We’ve allowed our egocentric world to mold our definition. The society we inhale everyday tells us that love is to do what makes you happy.. to chase the feeling of being in love.
To stop the epidemic of families being broken by divorce, we have to rewind the relationship back to the altar. Let’s backtrack from “we just fell out of love” to “I do”.
An altar is a place for sacrificial offering.
At its most ancient form, an altar is a raised structure where the best of your animals can be tied to and slain as an offering to God. You then ask God for the animal to be a sufficient payment for your sins.
In its most pure form, it is Jesus of Nazareth having the power and ability to live any way that made Him the most happy, yet choosing instead to sacrifice Himself and be slain on a cross-shaped altar. Praying that HE is a sufficient payment for our sins.
In the most relatable form, the altar is where two people stand before God and commit to a life of sacrifice together. Where only death could bring them apart.
The key of the altar is the sacrifice.
Using the most pure form of the altar, we can see that a true sacrifice is a decision to choose others above yourself. Jesus’s sacrifice of His own body was because His love for humanity was greater than His love for Himself.
When we go to the altar in marriage we are committing to a life of sacrifice where we choose to love our spouse instead of love ourselves.
Eventually, being in love wears down to a memory. The sparks aren’t there. The quirks that used to be cute and funny are now the ultimate irritant that turns your mood from good to bad.
These are the moments where the covenant that took place at the altar on your wedding day is tested. You said you would love them until death, not until you fell out of love.
True Love isn’t what we see in fairy tales.
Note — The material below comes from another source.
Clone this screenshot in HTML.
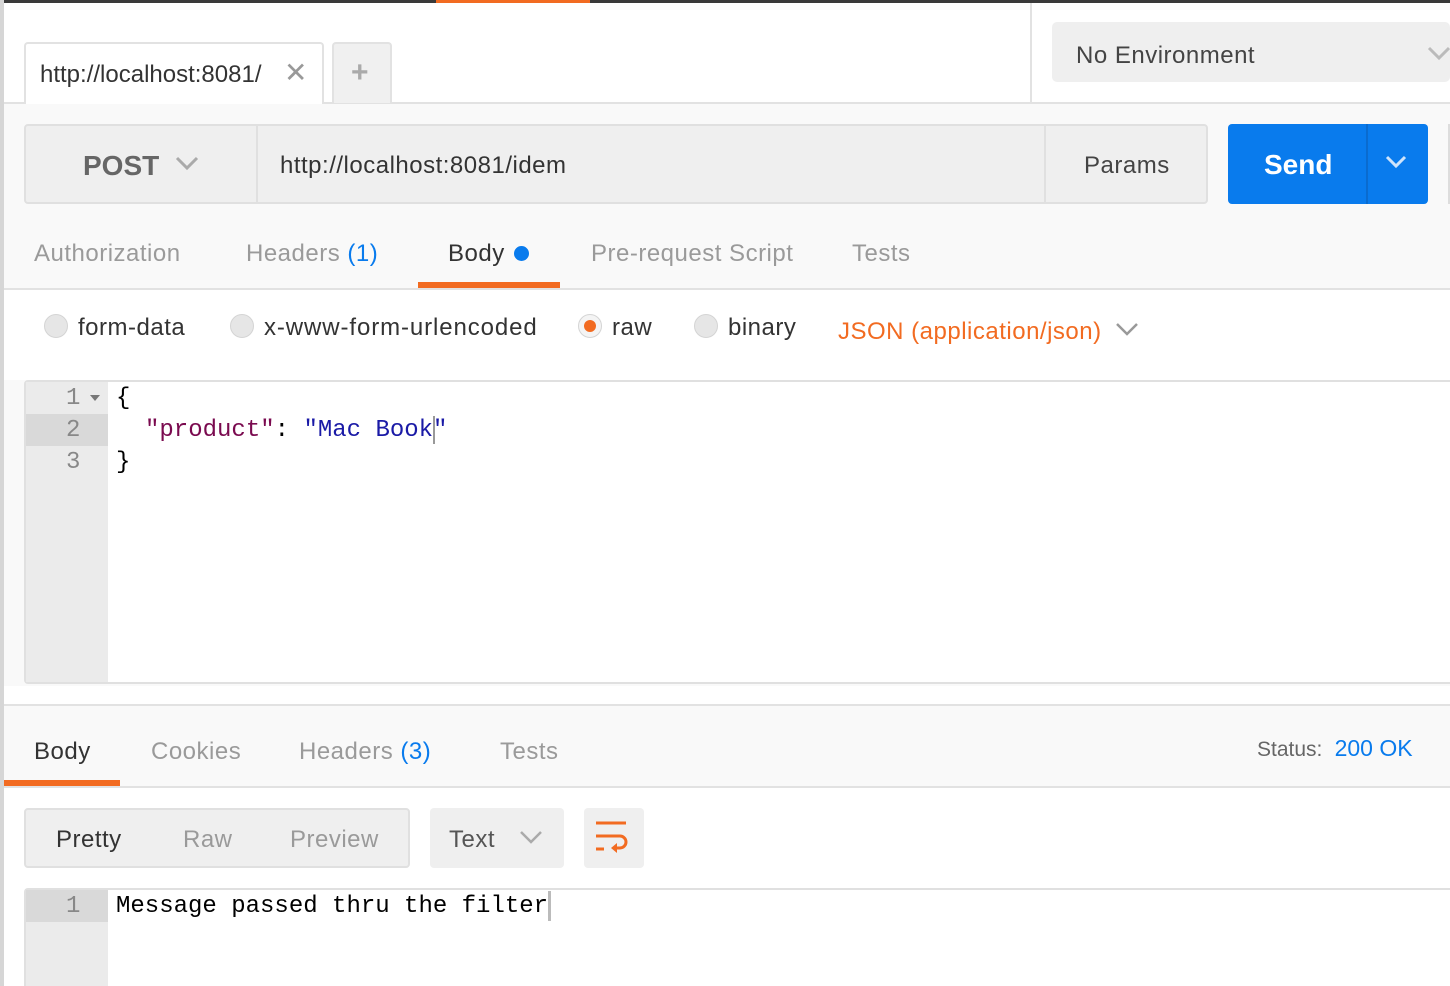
<!DOCTYPE html>
<html><head><meta charset="utf-8"><style>
*{margin:0;padding:0;box-sizing:border-box}
body{width:1450px;height:986px;overflow:hidden;background:#f9f9f9;font-family:"Liberation Sans",sans-serif;position:relative;color:#505050}
.a{position:absolute}
.t{position:absolute;white-space:nowrap;font-size:24px;line-height:28px;letter-spacing:0.5px;margin-top:1px}
.mono{font-family:"Liberation Mono",monospace;font-size:24px;line-height:32px;position:absolute;white-space:nowrap;margin-top:1px}
.radio{position:absolute;width:24px;height:24px;border-radius:50%;background:#e6e6e6;border:1px solid #d4d4d4}
.g{color:#9a9a9a}
.b{color:#097bed}
</style></head><body>
<div class="a" style="left:0;top:0;width:1450px;height:103px;background:#fff"></div>
<div class="a" style="left:0;top:0;width:1450px;height:3px;background:#3a3a3a"></div>
<div class="a" style="top:0;left:436px;width:154px;height:3px;background:#f26b21"></div>
<div class="a" style="left:0;top:0;width:4px;height:986px;background:#d6d6d6"></div>
<div class="a" style="left:4px;top:102px;width:1446px;height:2px;background:#e2e2e2"></div>
<div class="a" style="left:1030px;top:3px;width:2px;height:100px;background:#e2e2e2"></div>
<div class="a" style="left:24px;top:42px;width:300px;height:62px;background:#fff;border:2px solid #e2e2e2;border-bottom:none;border-radius:4px 4px 0 0"></div>
<div class="t" style="left:40px;top:60px;color:#333;letter-spacing:0">http://localhost:8081/</div>
<div class="t" style="left:284px;top:58px;color:#999;font-size:28px">✕</div>
<div class="a" style="left:332px;top:42px;width:60px;height:61px;background:#f0f0f0;border:2px solid #e2e2e2;border-bottom:none;border-radius:4px 4px 0 0"></div>
<div class="t" style="left:351px;top:58px;color:#aaa;font-size:30px;font-weight:bold">+</div>
<div class="a" style="left:1052px;top:22px;width:398px;height:60px;background:#efefef;border-radius:5px"></div>
<div class="t" style="left:1076px;top:41px;color:#444">No Environment</div>
<svg class="a" style="left:1426px;top:44px" width="24" height="20"><path d="M3 4 L13 14 L23 4" stroke="#bbb" stroke-width="3" fill="none"/></svg>
<div class="a" style="left:24px;top:124px;width:1184px;height:80px;background:#efefef;border:2px solid #e0e0e0;border-radius:4px"></div>
<div class="a" style="left:256px;top:126px;width:2px;height:76px;background:#e0e0e0"></div>
<div class="a" style="left:1044px;top:126px;width:2px;height:76px;background:#e0e0e0"></div>
<div class="t" style="left:83px;top:151px;font-weight:bold;font-size:28px;color:#666;letter-spacing:0">POST</div>
<svg class="a" style="left:174px;top:154px" width="28" height="20"><path d="M3 4 L13 14 L23 4" stroke="#aaa" stroke-width="3" fill="none"/></svg>
<div class="t" style="left:280px;top:151px;color:#333">http://localhost:8081/idem</div>
<div class="t" style="left:1084px;top:151px;color:#444">Params</div>
<div class="a" style="left:1228px;top:124px;width:200px;height:80px;background:#097bed;border-radius:4px"></div>
<div class="a" style="left:1366px;top:124px;width:2px;height:80px;background:#0a6bcf"></div>
<div class="t" style="left:1264px;top:150px;color:#fff;font-weight:bold;font-size:28px;letter-spacing:0">Send</div>
<svg class="a" style="left:1384px;top:154px" width="26" height="18"><path d="M3 3 L12 12 L21 3" stroke="#cfe4fb" stroke-width="3" fill="none"/></svg>
<div class="a" style="left:1448px;top:124px;width:2px;height:80px;background:#ddd"></div>
<div class="t g" style="left:34px;top:239px">Authorization</div>
<div class="t g" style="left:246px;top:239px">Headers <span class="b">(1)</span></div>
<div class="t" style="left:448px;top:239px;color:#333">Body</div>
<div class="a" style="left:514px;top:246px;width:15px;height:15px;border-radius:50%;background:#097bed"></div>
<div class="t g" style="left:591px;top:239px">Pre-request Script</div>
<div class="t g" style="left:852px;top:239px">Tests</div>
<div class="a" style="left:4px;top:288px;width:1446px;height:2px;background:#e2e2e2"></div>
<div class="a" style="left:418px;top:282px;width:142px;height:6px;background:#f26b21"></div>
<div class="a" style="left:4px;top:290px;width:1446px;height:90px;background:#fff"></div>
<div class="radio" style="left:44px;top:314px"></div><div class="t" style="left:78px;top:313px;color:#333">form-data</div>
<div class="radio" style="left:230px;top:314px"></div><div class="t" style="left:264px;top:313px;color:#333;letter-spacing:0.9px">x-www-form-urlencoded</div>
<div class="radio" style="left:578px;top:314px;background:#f4f4f4"></div><div class="a" style="left:584px;top:320px;width:12px;height:12px;border-radius:50%;background:#f26b21"></div><div class="t" style="left:612px;top:313px;color:#333">raw</div>
<div class="radio" style="left:694px;top:314px"></div><div class="t" style="left:728px;top:313px;color:#333">binary</div>
<div class="t" style="left:838px;top:317px;color:#f26b21">JSON (application/json)</div>
<svg class="a" style="left:1114px;top:320px" width="28" height="20"><path d="M3 4 L13 14 L23 4" stroke="#999" stroke-width="2.5" fill="none"/></svg>
<div class="a" style="left:24px;top:380px;width:1426px;height:304px;background:#fff;border:2px solid #e0e0e0;border-right:none;border-radius:4px 0 0 4px"></div>
<div class="a" style="left:26px;top:382px;width:82px;height:300px;background:#ebebeb"></div>
<div class="a" style="left:26px;top:414px;width:82px;height:32px;background:#d9d9d9"></div>
<div class="mono" style="left:66px;top:382px;color:#888">1</div>
<svg class="a" style="left:89px;top:394px" width="12" height="8"><path d="M1 1 L11 1 L6 7Z" fill="#777"/></svg>
<div class="mono" style="left:66px;top:414px;color:#888">2</div>
<div class="mono" style="left:66px;top:446px;color:#888">3</div>
<div class="mono" style="left:116px;top:382px;color:#000">{</div>
<div class="mono" style="left:145px;top:414px"><span style="color:#7a0a4f">"product"</span><span style="color:#000">: </span><span style="color:#1a1aa6">"Mac Book"</span></div>
<div class="a" style="left:433px;top:416px;width:2px;height:28px;background:#999"></div>
<div class="mono" style="left:116px;top:446px;color:#000">}</div>
<div class="a" style="left:4px;top:686px;width:1446px;height:18px;background:#fff"></div>
<div class="a" style="left:4px;top:704px;width:1446px;height:2px;background:#e2e2e2"></div>
<div class="t" style="left:34px;top:737px;color:#333">Body</div>
<div class="t g" style="left:151px;top:737px">Cookies</div>
<div class="t g" style="left:299px;top:737px">Headers <span class="b">(3)</span></div>
<div class="t g" style="left:500px;top:737px">Tests</div>
<div class="t" style="left:1257px;top:733px;font-size:21px;color:#666;letter-spacing:0">Status: <span class="b" style="font-size:23px">&nbsp;200 OK</span></div>
<div class="a" style="left:4px;top:786px;width:1446px;height:2px;background:#e2e2e2"></div>
<div class="a" style="left:4px;top:780px;width:116px;height:6px;background:#f26b21"></div>
<div class="a" style="left:4px;top:788px;width:1446px;height:198px;background:#fff"></div>
<div class="a" style="left:24px;top:808px;width:386px;height:60px;background:#efefef;border:2px solid #e0e0e0;border-radius:4px"></div>
<div class="t" style="left:56px;top:825px;color:#333">Pretty</div>
<div class="t g" style="left:183px;top:825px">Raw</div>
<div class="t g" style="left:290px;top:825px">Preview</div>
<div class="a" style="left:430px;top:808px;width:134px;height:60px;background:#efefef;border-radius:4px"></div>
<div class="t" style="left:449px;top:825px;color:#555">Text</div>
<svg class="a" style="left:518px;top:828px" width="28" height="20"><path d="M3 4 L13 14 L23 4" stroke="#aaa" stroke-width="2.5" fill="none"/></svg>
<div class="a" style="left:584px;top:808px;width:60px;height:60px;background:#efefef;border-radius:4px"></div>
<svg class="a" style="left:594px;top:818px" width="40" height="40"><path d="M2 5 H32 M2 18 H26 a6 6 0 0 1 0 12 H20 M2 31 H10" stroke="#f26b21" stroke-width="3" fill="none"/><path d="M17 30 L23 25 L23 35Z" fill="#f26b21"/></svg>
<div class="a" style="left:24px;top:888px;width:1426px;height:98px;border-top:2px solid #e0e0e0;border-left:2px solid #e0e0e0;border-radius:4px 0 0 0"></div>
<div class="a" style="left:26px;top:890px;width:82px;height:96px;background:#ebebeb"></div>
<div class="a" style="left:26px;top:890px;width:82px;height:32px;background:#d9d9d9"></div>
<div class="mono" style="left:66px;top:890px;color:#888">1</div>
<div class="mono" style="left:116px;top:890px;color:#000">Message passed thru the filter</div>
<div class="a" style="left:548px;top:891px;width:3px;height:30px;background:#bbb"></div>
</body></html>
Love is choosing them over you in the worst moments. It’s when their attitude towards you is undeserving and malicious and you love them anyway. With a pure heart you turn the other cheek instead of retaliating.
It’s not getting frustrated when they don’t meet your expectations. It’s forgiving what seems unforgivable. It’s the relentless pursuit of out serving the other. There are countless reasons to choose yourself.
The problem…. they all revolve around you and your desires, which is the opposite of sacrifice..
If you want to be in love and then fall out of love, chase the feelings, go after what makes you happy, but if you want to experience a deep, dense, rich love, choose to sacrifice your desires and put your spouse before yourself.
Jesus chose you by sacrificing Himself. He calls you to represent Him to the world. We can’t present him again to the world if we don’t reflect Him in our marriage.
19th century writer, Robert “The Great Agnostic” Ingersoll says,
“I would rather live and love where death is King than have eternal life where love is not.”
What I would have urged for Mr. Ingersoll and what I hope for all of us, is that we live with a love that imitates the King of Death. Through this, we will have a rich and abundant life now and in eternity.
1 John 4:19
19 We love because he first loved us.